In a portrait of Sri Lankan President Gotabaya Rajapaksa, a leading press freedom organization Reporters without Borders calls ‘Gotabaya as Predator.’
PRESIDENT OF THE DEMOCRATIC SOCIALIST REPUBLIC OF SRI LANKA SINCE 18 NOVEMBER 2019,
DEFENCE MINISTER FROM 2005 TO 2015,
PREDATOR SINCE 2005.
Sri Lanka, 127th/180 countries in the 2021 World Press Freedom Index.
PREDATORY METHOD: DEATH SQUADS
Gotabaya Rajapaksa’s election as president in November 2019 returned Sri Lanka to the darkest hours of its recent history. A retired army lieutenant-colonel, “Gota” was defence minister while his brother, Mahinda Rajapaksa, was president from 2005 to 2015, the so-called “dark decade” during which the military finally crushed the Tamil armed separatists by dint of a great deal of bloodshed, ending the decades-old civil war in 2009.
It was during his time as defence minister that Gota acquired another surname – “Terminator.” He owes this distinction to his role as overseer of a death squad known as the “white van commando” because of the vehicles it used to kidnap and torture journalists, and in some cases execute them, on his orders.

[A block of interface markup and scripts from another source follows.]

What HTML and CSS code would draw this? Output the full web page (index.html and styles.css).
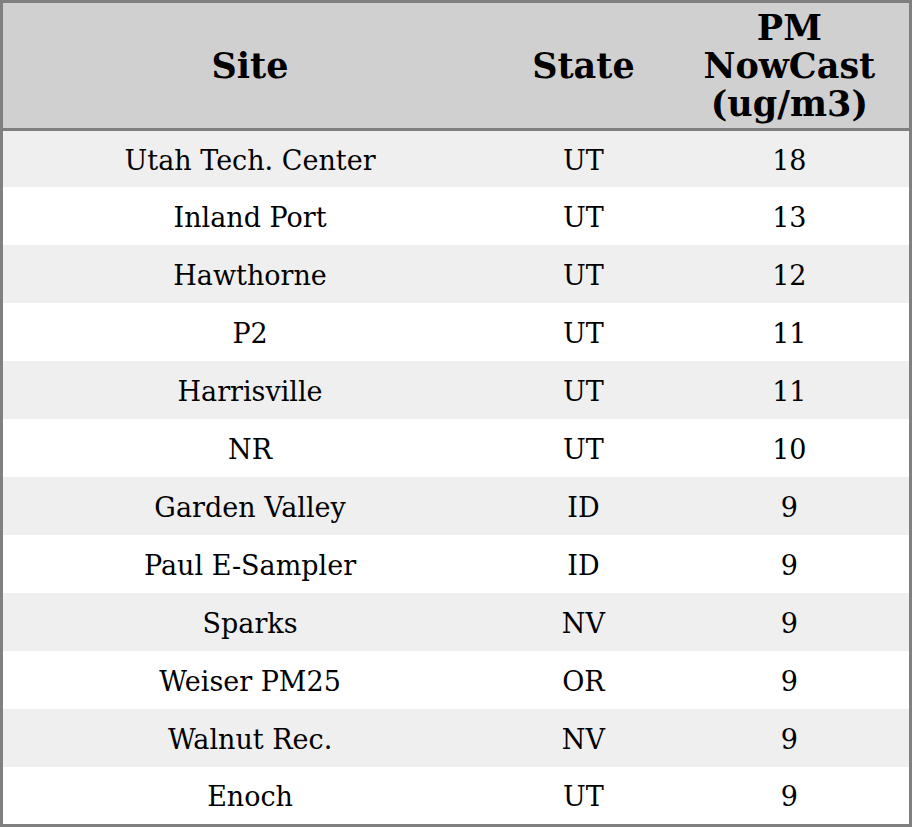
FILE: index.html
```
<!DOCTYPE html>
<html>
<head>
<meta charset="utf-8">
<link rel="stylesheet" href="styles.css">
</head>
<body>
<table class="grid">
  <colgroup>
    <col class="c-site"><col class="c-state"><col class="c-pm">
  </colgroup>
  <thead>
    <tr class="head"><th>Site</th><th>State</th><th>PM<br>NowCast<br>(ug/m3)</th></tr>
  </thead>
  <tbody>
    <tr><td>Utah Tech. Center</td><td>UT</td><td>18</td></tr>
    <tr><td>Inland Port</td><td>UT</td><td>13</td></tr>
    <tr><td>Hawthorne</td><td>UT</td><td>12</td></tr>
    <tr><td>P2</td><td>UT</td><td>11</td></tr>
    <tr><td>Harrisville</td><td>UT</td><td>11</td></tr>
    <tr><td>NR</td><td>UT</td><td>10</td></tr>
    <tr><td>Garden Valley</td><td>ID</td><td>9</td></tr>
    <tr><td>Paul E-Sampler</td><td>ID</td><td>9</td></tr>
    <tr><td>Sparks</td><td>NV</td><td>9</td></tr>
    <tr><td>Weiser PM25</td><td>OR</td><td>9</td></tr>
    <tr><td>Walnut Rec.</td><td>NV</td><td>9</td></tr>
    <tr><td>Enoch</td><td>UT</td><td>9</td></tr>
  </tbody>
</table>
</body>
</html>
```
FILE: styles.css
```
html, body {
  margin: 0;
  padding: 0;
  background: #ffffff;
}
.grid {
  width: 912px;
  border-collapse: collapse;
  table-layout: fixed;
  border: 3px solid #808080;
  font-family: "DejaVu Serif", serif;
  color: #000;
}
.c-site { width: 494px; }
.c-state { width: 172px; }
.c-pm { width: 240px; }
.head th {
  background: #d0d0d0;
  font-size: 35px;
  font-weight: bold;
  line-height: 38px;
  height: 125px;
  padding: 0;
  text-align: center;
  vertical-align: middle;
  border-bottom: 3px solid #808080;
}
tbody td {
  font-size: 27px;
  height: 56px;
  padding: 2px 0 0;
  text-align: center;
  vertical-align: middle;
}
tbody tr:first-child td {
  height: 54px;
}
tbody tr:last-child td {
  height: 55px;
}
tbody tr:nth-child(odd) td {
  background: #efefef;
}
```
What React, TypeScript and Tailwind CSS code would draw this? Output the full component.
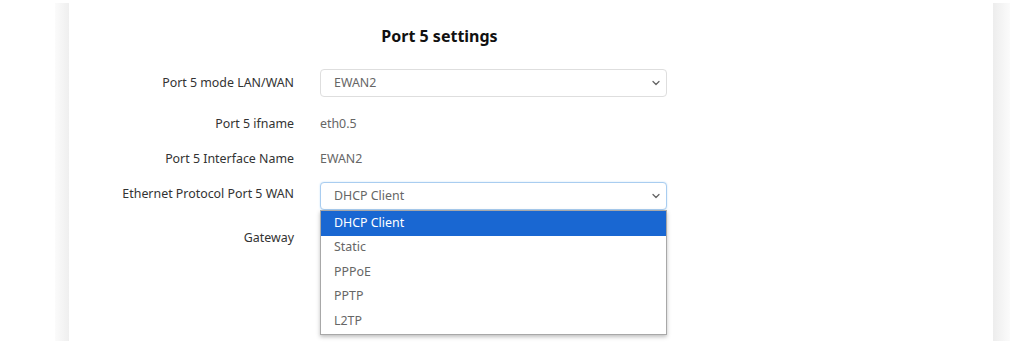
import React from "react";

function Chevron() {
  return (
    <svg width="10" height="10" viewBox="0 0 10 10" className="text-[#666]">
      <path d="M2 3.5 L5 6.5 L8 3.5" fill="none" stroke="currentColor" strokeWidth="1.3" strokeLinecap="round" strokeLinejoin="round" />
    </svg>
  );
}

const options = ["DHCP Client", "Static", "PPPoE", "PPTP", "L2TP"];

function Label({ children, className = "" }: { children: React.ReactNode; className?: string }) {
  return (
    <div className={"w-[200px] shrink-0 whitespace-nowrap text-right text-[12.4px] text-[#333] " + className}>{children}</div>
  );
}

export default function App() {
  return (
    <div className="w-[1024px] h-[360px] bg-white overflow-hidden" style={{ fontFamily: '"Noto Sans", "Open Sans", sans-serif' }}>
      <div className="flex ml-[55px] mt-[3px] w-[955px] h-[338px]">
        <div className="w-[14px] bg-gradient-to-r from-[#fbfbfb] to-[#efefef]" />
        <div className="flex-1 bg-white">
          <div className="ml-[25px] w-[573px]">
            <div className="pl-[118px] pt-[22px] text-center text-[16px] leading-[22px] font-bold text-[#111]">
              Port 5 settings
            </div>
            <div className="mt-[22px] flex items-center h-[28px]">
              <Label>Port 5 mode LAN/WAN</Label>
              <div className="ml-[26px] w-[347px] h-[28px] border border-[#dedede] rounded-[4px] flex items-center justify-between pl-[13px] pr-[5px] text-[12.4px] text-[#666]">
                <span>EWAN2</span>
                <Chevron />
              </div>
            </div>
            <div className="mt-[13px] flex items-center h-[28px]">
              <Label>Port 5 ifname</Label>
              <div className="ml-[26px] text-[12.4px] text-[#666]">eth0.5</div>
            </div>
            <div className="mt-[7px] flex items-center h-[28px]">
              <Label>Port 5 Interface Name</Label>
              <div className="ml-[26px] text-[12.4px] text-[#666]">EWAN2</div>
            </div>
            <div className="mt-[9px] flex items-center h-[28px]">
              <Label className="-mt-[3px]">Ethernet Protocol Port 5 WAN</Label>
              <div className="ml-[26px] w-[347px] h-[28px] relative">
                <div className="h-[28px] border border-[#a9cdf0] shadow-[0_0_2px_#c6e0f8] rounded-[4px] flex items-center justify-between pl-[13px] pr-[5px] text-[12.4px] text-[#666] bg-white">
                  <span>DHCP Client</span>
                  <Chevron />
                </div>
                <div className="absolute left-0 top-[28px] w-[347px] bg-white border border-[#a8a8a8] shadow-[0_2px_4px_rgba(0,0,0,0.25)] z-10">
                  {options.map((o, i) => (
                    <div
                      key={o}
                      className={
                        i === 0
                          ? "h-[24.5px] flex items-center pl-[13px] text-[12.4px] bg-[#1967d2] text-white"
                          : "h-[24.5px] flex items-center pl-[13px] text-[12.4px] text-[#666]"
                      }
                    >
                      {o}
                    </div>
                  ))}
                </div>
              </div>
            </div>
            <div className="mt-[14px] flex items-center h-[28px]">
              <Label>Gateway</Label>
            </div>
          </div>
        </div>
        <div className="w-[17px] bg-gradient-to-r from-[#ededed] to-[#fbfbfb]" />
      </div>
    </div>
  );
}
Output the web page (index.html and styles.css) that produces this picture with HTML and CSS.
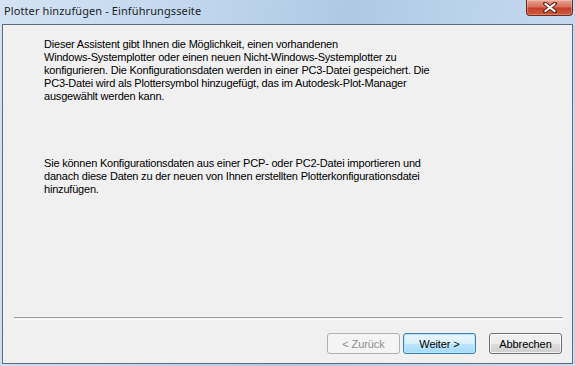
FILE: index.html
```html
<!DOCTYPE html>
<html lang="de">
<head>
<meta charset="utf-8">
<title>Plotter hinzufügen</title>
<link rel="stylesheet" href="styles.css">
</head>
<body>
<div class="window">
  <div class="titlebar">
    <span class="title">Plotter hinzufügen - Einführungsseite</span>
    <div class="close">
      <svg width="14" height="11" viewBox="0 0 14 11">
        <path d="M2 1.5 L12 9.5 M12 1.5 L2 9.5" stroke="#5a2a22" stroke-width="4" stroke-linecap="round"/>
        <path d="M2.5 2 L11.5 9 M11.5 2 L2.5 9" stroke="#ffffff" stroke-width="2.2" stroke-linecap="round"/>
      </svg>
    </div>
  </div>
  <div class="client">
    <div class="content">
      <p class="para">Dieser Assistent gibt Ihnen die Möglichkeit, einen vorhandenen<br>Windows-Systemplotter oder einen neuen Nicht-Windows-Systemplotter zu<br>konfigurieren. Die Konfigurationsdaten werden in einer PC3-Datei gespeichert. Die<br>PC3-Datei wird als Plottersymbol hinzugefügt, das im Autodesk-Plot-Manager<br>ausgewählt werden kann.</p>
      <p class="para para2">Sie können Konfigurationsdaten aus einer PCP- oder PC2-Datei importieren und<br>danach diese Daten zu der neuen von Ihnen erstellten Plotterkonfigurationsdatei<br>hinzufügen.</p>
    </div>
    <div class="separator"></div>
    <div class="buttons">
      <button class="btn disabled">&lt; Zurück</button>
      <button class="btn default">Weiter &gt;</button>
      <button class="btn cancel">Abbrechen</button>
    </div>
  </div>
</div>
</body>
</html>
```
FILE: styles.css
```css
html, body {
  margin: 0;
  padding: 0;
}
body {
  width: 575px;
  height: 366px;
  overflow: hidden;
}
.window {
  width: 575px;
  height: 366px;
  box-sizing: border-box;
  display: flex;
  flex-direction: column;
  background: linear-gradient(100deg, #d3e3f4 0%, #c2d7ee 30%, #aec8e4 55%, #bcd3ec 75%, #c9dcf1 100%);
}
.titlebar {
  height: 24px;
  display: flex;
  align-items: flex-start;
  justify-content: space-between;
  position: relative;
}
.title {
  font-family: "Noto Sans", "Open Sans", sans-serif;
  font-size: 11px;
  color: #1e1e1e;
  margin: 3px 0 0 4px;
  line-height: 16px;
  letter-spacing: 0.1px;
}
.close {
  width: 45px;
  height: 15px;
  margin-right: 2px;
  border: 1px solid #6e2a1f;
  border-top: none;
  border-radius: 0 0 4px 4px;
  background: linear-gradient(#e9a593 0%, #d8705b 45%, #c5402a 55%, #cf5a3c 100%);
  display: flex;
  align-items: center;
  justify-content: center;
  box-shadow: inset 0 0 0 1px rgba(255,255,255,0.25);
}
.client {
  margin: 0 2px 2px 2px;
  height: 340px;
  box-sizing: border-box;
  border: 1px solid #5f6b78;
  background: #f0f0f0;
  display: flex;
  flex-direction: column;
}
.content {
  flex: 1;
  padding: 13px 0 0 41px;
}
.para {
  margin: 0;
  font-family: "Liberation Sans", Arial, sans-serif;
  font-size: 11px;
  line-height: 13px;
  letter-spacing: -0.2px;
  color: #000;
}
.para2 {
  margin-top: 54px;
}
.separator {
  margin: 0 9px 0 11px;
  height: 1px;
  border-top: 1px solid #a0a0a0;
  border-bottom: 1px solid #ffffff;
}
.buttons {
  display: flex;
  justify-content: flex-end;
  padding: 13px 10px 9px 0;
  gap: 3px;
}
.btn {
  width: 73px;
  height: 21px;
  box-sizing: border-box;
  font-family: "Liberation Sans", Arial, sans-serif;
  font-size: 11px;
  letter-spacing: -0.1px;
  color: #000;
  border: 1px solid #707070;
  border-radius: 3px;
  padding: 0;
  background: linear-gradient(#f2f2f2 0%, #ebebeb 50%, #dddddd 51%, #cfcfcf 100%);
  box-shadow: inset 0 0 0 1px rgba(255,255,255,0.7);
}
.btn.disabled {
  color: #8d8d8d;
  border-color: #adb2b5;
  background: #f4f4f4;
  box-shadow: none;
}
.btn.default {
  border-color: #3c7fb1;
  background: linear-gradient(#eaf6fd 0%, #d9f0fc 50%, #bee6fd 51%, #a7d9f5 100%);
  box-shadow: inset 0 0 0 1px #b9e4fa;
}
.btn.cancel {
  margin-left: 10px;
}
```
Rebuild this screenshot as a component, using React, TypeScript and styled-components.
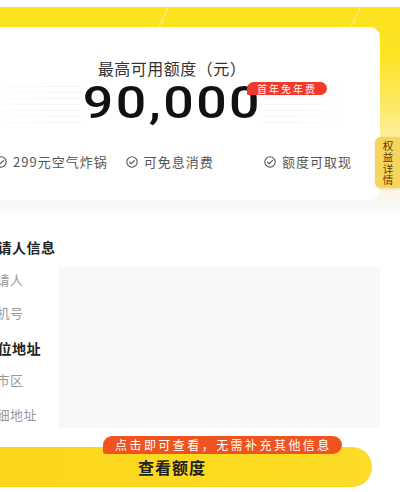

As was to be expected, his accession to the presidency re-awakened old demons, especially as he reappointed himself as defence minister and appointed his brother, the former president, as prime minister. Warrants for the arrest of journalists have been issued, media outlets have been raided and searched, ploys have been used to disinform, and death threats have been made. Much of the Sri Lankan press is now censoring itself, either because of what Gota did in the past or what he is doing now as president
FAVOURITE TARGETS: JOURNALISTS WHO DARE TO DO THEIR JOB, THOSE COVERING SENSITIVE SUBJECTS
Many Sri Lankan journalists now face a terrible dilemma. Do they do their job or do they avoid putting their lives in danger? They have to live with the ghosts of so many colleagues who were murdered while, at the same time, the impunity for crimes of violence against journalists committed on Gota’s orders continues to be total. According to RSF’s tally, at least 14 journalists were murdered or went missing while he was defence minister. Around 20 others fled the country after being tortured or receiving death threats.
Against this background, investigative reporting on such sensitive issues as the plight of the Tamil minority or Sri Lanka’s Muslim community seems extremely dangerous. Those who dare are exposed to two dangers. One is judicial, the probability that the police will come with warrants for their arrest. The other is physical, the probability that they will receive death threats, which the police will refuse to register if they try to file a complaint. Either way, terror is back.
OFFICIAL DISCOURSE: CALLS FOR MURDER, AND TO FORGET
“You pig that eats shit! You shit shit dirty fucking journalists! People will kill you!” (In an interview in July 2012).
“Do not dwell in the past. I want to become Sri Lanka’s future president. So, it’s better that you focus on the future.” (During the presidential election campaign in October 2019).